I was sitting in my office at the Maryknoll Language School in Makoko, Tanzania. The watchman came to the door to say that I had a visitor – a woman named Veronica from Iramba Parish. "Veronica," I said to myself. "Could it really be Veronica, the crippled woman from Kemugongo Outstation in my former parish?" With donations from my 25th Anniversary of Missionary Priesthood celebrations, I had given her a tricycle (a three-wheel bicycle with regular-size bike tires). After crawling on her hands and knees for 20 years she now operated the tricycle by pedaling with her hands. "It's a brand new life for her," a friend said. Now Veronica had come to visit me. She traveled 40 miles by local bus – putting the tricycle on the top. Then with help from a friend she pedaled the two miles out to Makoko. She brought me a present of a colorful African woven basket that she made herself. What a precious gift! Veronica had evangelized me.

One morning my Toyota pickup truck broke down on the road from Maswa to Bariadi in western Tanzania.

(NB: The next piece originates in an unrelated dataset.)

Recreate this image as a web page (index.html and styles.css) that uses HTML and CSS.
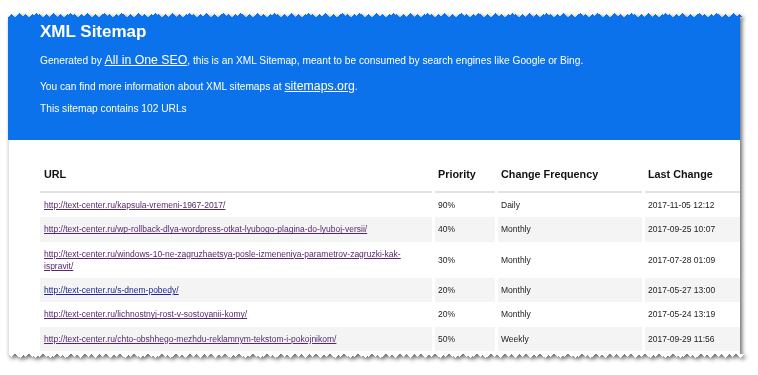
FILE: index.html
```html
<!DOCTYPE html>
<html lang="en">
<head>
<meta charset="utf-8">
<title>XML Sitemap</title>
<link rel="stylesheet" href="styles.css">
</head>
<body>
<div class="frame">
  <div class="sheet">
    <header class="hero">
      <h1 class="hero-title">XML Sitemap</h1>
      <p class="hero-text hero-text-first">Generated by <a class="hero-link" href="#">All in One SEO</a>, this is an XML Sitemap, meant to be consumed by search engines like Google or Bing.</p>
      <p class="hero-text hero-text-second">You can find more information about XML sitemaps at <a class="hero-link" href="#">sitemaps.org</a>.</p>
      <p class="hero-text hero-text-third">This sitemap contains 102 URLs</p>
    </header>
    <main class="content">
      <table class="sitemap">
        <colgroup>
          <col class="col-url">
          <col class="col-priority">
          <col class="col-freq">
          <col class="col-date">
        </colgroup>
        <thead>
          <tr>
            <th class="cell-url">URL</th>
            <th>Priority</th>
            <th>Change Frequency</th>
            <th>Last Change</th>
          </tr>
        </thead>
        <tbody>
          <tr>
            <td class="cell-url"><a class="url visited" href="#">http://text-center.ru/kapsula-vremeni-1967-2017/</a></td>
            <td>90%</td>
            <td>Daily</td>
            <td>2017-11-05 12:12</td>
          </tr>
          <tr>
            <td class="cell-url"><a class="url visited" href="#">http://text-center.ru/wp-rollback-dlya-wordpress-otkat-lyubogo-plagina-do-lyuboj-versii/</a></td>
            <td>40%</td>
            <td>Monthly</td>
            <td>2017-09-25 10:07</td>
          </tr>
          <tr>
            <td class="cell-url"><a class="url visited" href="#">http://text-center.ru/windows-10-ne-zagruzhaetsya-posle-izmeneniya-parametrov-zagruzki-kak-ispravit/</a></td>
            <td>30%</td>
            <td>Monthly</td>
            <td>2017-07-28 01:09</td>
          </tr>
          <tr>
            <td class="cell-url"><a class="url fresh" href="#">http://text-center.ru/s-dnem-pobedy/</a></td>
            <td>20%</td>
            <td>Monthly</td>
            <td>2017-05-27 13:00</td>
          </tr>
          <tr>
            <td class="cell-url"><a class="url visited" href="#">http://text-center.ru/lichnostnyj-rost-v-sostoyanii-komy/</a></td>
            <td>20%</td>
            <td>Monthly</td>
            <td>2017-05-24 13:19</td>
          </tr>
          <tr>
            <td class="cell-url"><a class="url visited" href="#">http://text-center.ru/chto-obshhego-mezhdu-reklamnym-tekstom-i-pokojnikom/</a></td>
            <td>50%</td>
            <td>Weekly</td>
            <td>2017-09-29 11:56</td>
          </tr>
        </tbody>
      </table>
    </main>
  </div>
</div>
</body>
</html>
```

FILE: styles.css
```css
html, body {
  margin: 0;
  padding: 0;
  background: #ffffff;
}

body {
  font-family: "Liberation Sans", Arial, sans-serif;
  width: 758px;
  height: 375px;
  overflow: hidden;
}

.frame {
  margin: 13px 0 0 8px;
  width: 736px;
  height: 345px;
  filter: drop-shadow(2px 2px 2px rgba(0, 0, 0, 0.6));
}

.sheet {
  width: 100%;
  height: 100%;
  overflow: hidden;
  background: #ffffff;
  display: flex;
  flex-direction: column;
  -webkit-mask:
    conic-gradient(from 135deg at 50% 0, #000 90deg, #0000 0) 0 1px / 7px 3px repeat-x,
    conic-gradient(from 135deg at 50% 0, #000 90deg, #0000 0) 3px 0 / 17px 4px repeat-x,
    conic-gradient(from -45deg at 50% 100%, #000 90deg, #0000 0) 0 calc(100% - 1px) / 7px 3px repeat-x,
    conic-gradient(from -45deg at 50% 100%, #000 90deg, #0000 0) 5px 100% / 15px 4px repeat-x,
    conic-gradient(from 45deg at 100% 50%, #000 90deg, #0000 0) calc(100% - 1px) 0 / 3px 6px repeat-y,
    conic-gradient(from 45deg at 100% 50%, #000 90deg, #0000 0) 100% 2px / 4px 13px repeat-y,
    linear-gradient(#000 0 0) 0 4px / calc(100% - 4px) calc(100% - 8px) no-repeat;
  mask:
    conic-gradient(from 135deg at 50% 0, #000 90deg, #0000 0) 0 1px / 7px 3px repeat-x,
    conic-gradient(from 135deg at 50% 0, #000 90deg, #0000 0) 3px 0 / 17px 4px repeat-x,
    conic-gradient(from -45deg at 50% 100%, #000 90deg, #0000 0) 0 calc(100% - 1px) / 7px 3px repeat-x,
    conic-gradient(from -45deg at 50% 100%, #000 90deg, #0000 0) 5px 100% / 15px 4px repeat-x,
    conic-gradient(from 45deg at 100% 50%, #000 90deg, #0000 0) calc(100% - 1px) 0 / 3px 6px repeat-y,
    conic-gradient(from 45deg at 100% 50%, #000 90deg, #0000 0) 100% 2px / 4px 13px repeat-y,
    linear-gradient(#000 0 0) 0 4px / calc(100% - 4px) calc(100% - 8px) no-repeat;
}

.hero {
  flex: none;
  box-sizing: border-box;
  height: 127px;
  padding: 8.5px 0 0 32px;
  background: #0b72eb;
  color: #ffffff;
}

.hero-title {
  margin: 0;
  font-size: 17px;
  line-height: 20px;
  font-weight: bold;
}

.hero-text {
  margin: 0;
  font-size: 10.2px;
  line-height: 14px;
}

.hero-text-first {
  margin-top: 11.5px;
}

.hero-text-second {
  margin-top: 10.5px;
}

.hero-text-third {
  margin-top: 8.5px;
}

.hero-link {
  color: #ffffff;
  font-size: 12.3px;
  text-decoration: underline;
}

.content {
  flex: 1;
  border-left: 1px solid #e3e3e3;
  padding: 17px 0 0 28px;
}

.sitemap {
  table-layout: fixed;
  width: 731px;
  border-collapse: separate;
  border-spacing: 3px 0;
}

.col-url { width: 392px; }
.col-priority { width: 60px; }
.col-freq { width: 144px; }
.col-date { width: 120px; }

.sitemap th {
  text-align: left;
  font-size: 10.8px;
  line-height: 14px;
  font-weight: bold;
  color: #111111;
  padding: 10px 3px 10px 3px;
  border-bottom: 2px solid #e2e2e2;
}

.sitemap td {
  font-size: 8.5px;
  line-height: 12.3px;
  color: #222222;
  padding: 6px 3px;
  vertical-align: middle;
}

.sitemap .cell-url {
  padding-left: 4px;
}

.sitemap tbody tr:nth-child(even) td {
  background: #f4f4f4;
}

.url {
  text-decoration: underline;
}

.url.visited {
  color: #56286b;
}

.url.fresh {
  color: #1f2596;
}
```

After waiting in the hot sun for a half hour a big Coca Cola truck came by and the driver named Musa kindly towed my vehicle to the next town – a common occurrence of friendship and mutual help on our poor dirt roads. Part of the time I sat in his big cab and we talked about – of all things – "religion." Musa was a Muslim who belonged to the Nyamwezi Ethnic Group from Tabora. In commenting on the tensions between Christians and Muslims in Tanzania he told me: "There is only one God. God is like a large baobab tree with different branches that represent the different religions: Islam, Christianity, African Religion, and so forth. These branches are part of the same family of God. So we should all work together." Simply put, Musa taught me an African metaphor of world religions and Interreligious dialogue.